#### Records to use
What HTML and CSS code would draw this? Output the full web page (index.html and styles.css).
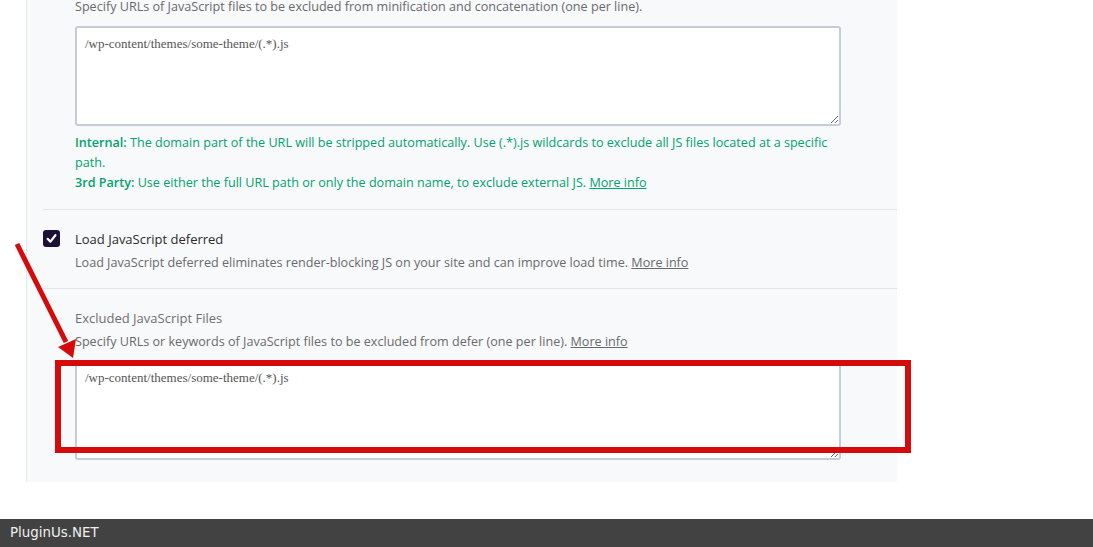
FILE: index.html
```html
<!DOCTYPE html>
<html>
<head>
<meta charset="utf-8">
<link rel="stylesheet" href="styles.css">
</head>
<body>
<div class="page">
  <div class="panel">
    <div class="row first">
      <p class="desc">Specify URLs of JavaScript files to be excluded from minification and concatenation (one per line).</p>
      <textarea class="field" readonly>/wp-content/themes/some-theme/(.*).js</textarea>
      <div class="notes">
        <p><b>Internal:</b> The domain part of the URL will be stripped automatically. Use (.*).js wildcards to exclude all JS files located at a specific path.</p>
        <p><b>3rd Party:</b> Use either the full URL path or only the domain name, to exclude external JS. <a href="#">More info</a></p>
      </div>
    </div>
    <div class="row check-row">
      <span class="checkbox"><svg viewBox="0 0 17 17" width="17" height="17"><path d="M4.6 8.8 L7.4 11.6 L12.4 5.2" fill="none" stroke="#fff" stroke-width="2.2" stroke-linecap="round" stroke-linejoin="round"/></svg></span>
      <div class="check-body">
        <p class="title">Load JavaScript deferred</p>
        <p class="desc">Load JavaScript deferred eliminates render-blocking JS on your site and can improve load time. <a href="#">More info</a></p>
      </div>
    </div>
    <div class="row last">
      <p class="label">Excluded JavaScript Files</p>
      <p class="desc">Specify URLs or keywords of JavaScript files to be excluded from defer (one per line). <a href="#">More info</a></p>
      <textarea class="field" readonly>/wp-content/themes/some-theme/(.*).js</textarea>
    </div>
  </div>
</div>
<div class="highlight"></div>
<svg class="arrow" width="90" height="130" viewBox="0 0 90 130">
  <line x1="17" y1="14" x2="66" y2="112" stroke="#d50b0b" stroke-width="5"/>
  <polygon points="58,117 76,109 73,128" fill="#d50b0b"/>
</svg>
<footer class="footer">PluginUs.NET</footer>
</body>
</html>
```
FILE: styles.css
```css
html, body {
  margin: 0;
  padding: 0;
  background: #ffffff;
  height: 547px;
  overflow: hidden;
}
body {
  position: relative;
  font-family: "Open Sans", "Noto Sans", sans-serif;
  font-size: 12.6px;
  line-height: 20px;
  color: #6a6a6a;
}
p { margin: 0; }
a { color: inherit; text-decoration: underline; }

.page {
  display: flow-root;
  height: 519px;
  padding-left: 26px;
  box-sizing: border-box;
}
.panel {
  width: 871px;
  height: 485px;
  margin-top: -3px;
  border-left: 1px solid #e8e9ec;
  background: #f8f9fb;
  box-sizing: border-box;
  padding-left: 16px;
}
.row {
  border-bottom: 1px solid #e3e5e8;
  padding-left: 32px;
}
.row.first {
  padding-bottom: 16px;
}
.row.last {
  border-bottom: none;
  padding-top: 19px;
}
.field {
  display: block;
  width: 766px;
  height: 100px;
  box-sizing: border-box;
  margin: 9px 0 0 0;
  padding: 7px 8px;
  border: 2px solid #c6ccd6;
  border-radius: 3px;
  background: #ffffff;
  font-family: "Liberation Serif", serif;
  font-size: 13px;
  line-height: 18px;
  color: #555555;
  resize: vertical;
  outline: none;
}
.row.last .field { margin-top: 8px; }
.notes {
  margin-top: 7px;
  color: #00a36d;
  width: 766px;
}
.notes b { font-weight: 600; }
.check-row {
  display: flex;
  align-items: flex-start;
  gap: 15px;
  padding: 19px 0 15px 0;
}
.checkbox {
  flex: none;
  width: 17px;
  height: 17px;
  margin-top: 1px;
  background: #1e1136;
  border-radius: 3px;
  display: flex;
}
.title {
  font-size: 13px;
  color: #2a2a2a;
  margin-bottom: 4px;
}
.label {
  font-size: 13px;
  color: #6f6f6f;
  margin-bottom: 4px;
}

.highlight {
  position: absolute;
  left: 55px;
  top: 360px;
  width: 856px;
  height: 93px;
  box-sizing: border-box;
  border: 6px solid #d50b0b;
}
.arrow {
  position: absolute;
  left: 0;
  top: 230px;
}
.footer {
  height: 28px;
  background: #424242;
  color: #f0f0f0;
  font-family: "DejaVu Sans", sans-serif;
  font-size: 13.4px;
  line-height: 28px;
  padding-left: 10px;
}
```
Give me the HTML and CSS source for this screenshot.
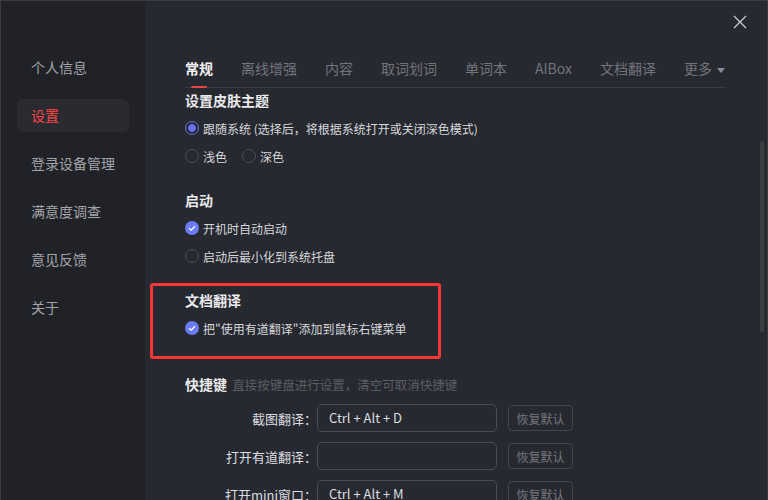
########
▶ _Do this_
Check the data for the word "styles" and pull out the lines that have it.

▶ _Solution to this exercise_
What HTML and CSS code would draw this? Output the full web page (index.html and styles.css).
<link rel="stylesheet" href="styles.css">
FILE: styles.css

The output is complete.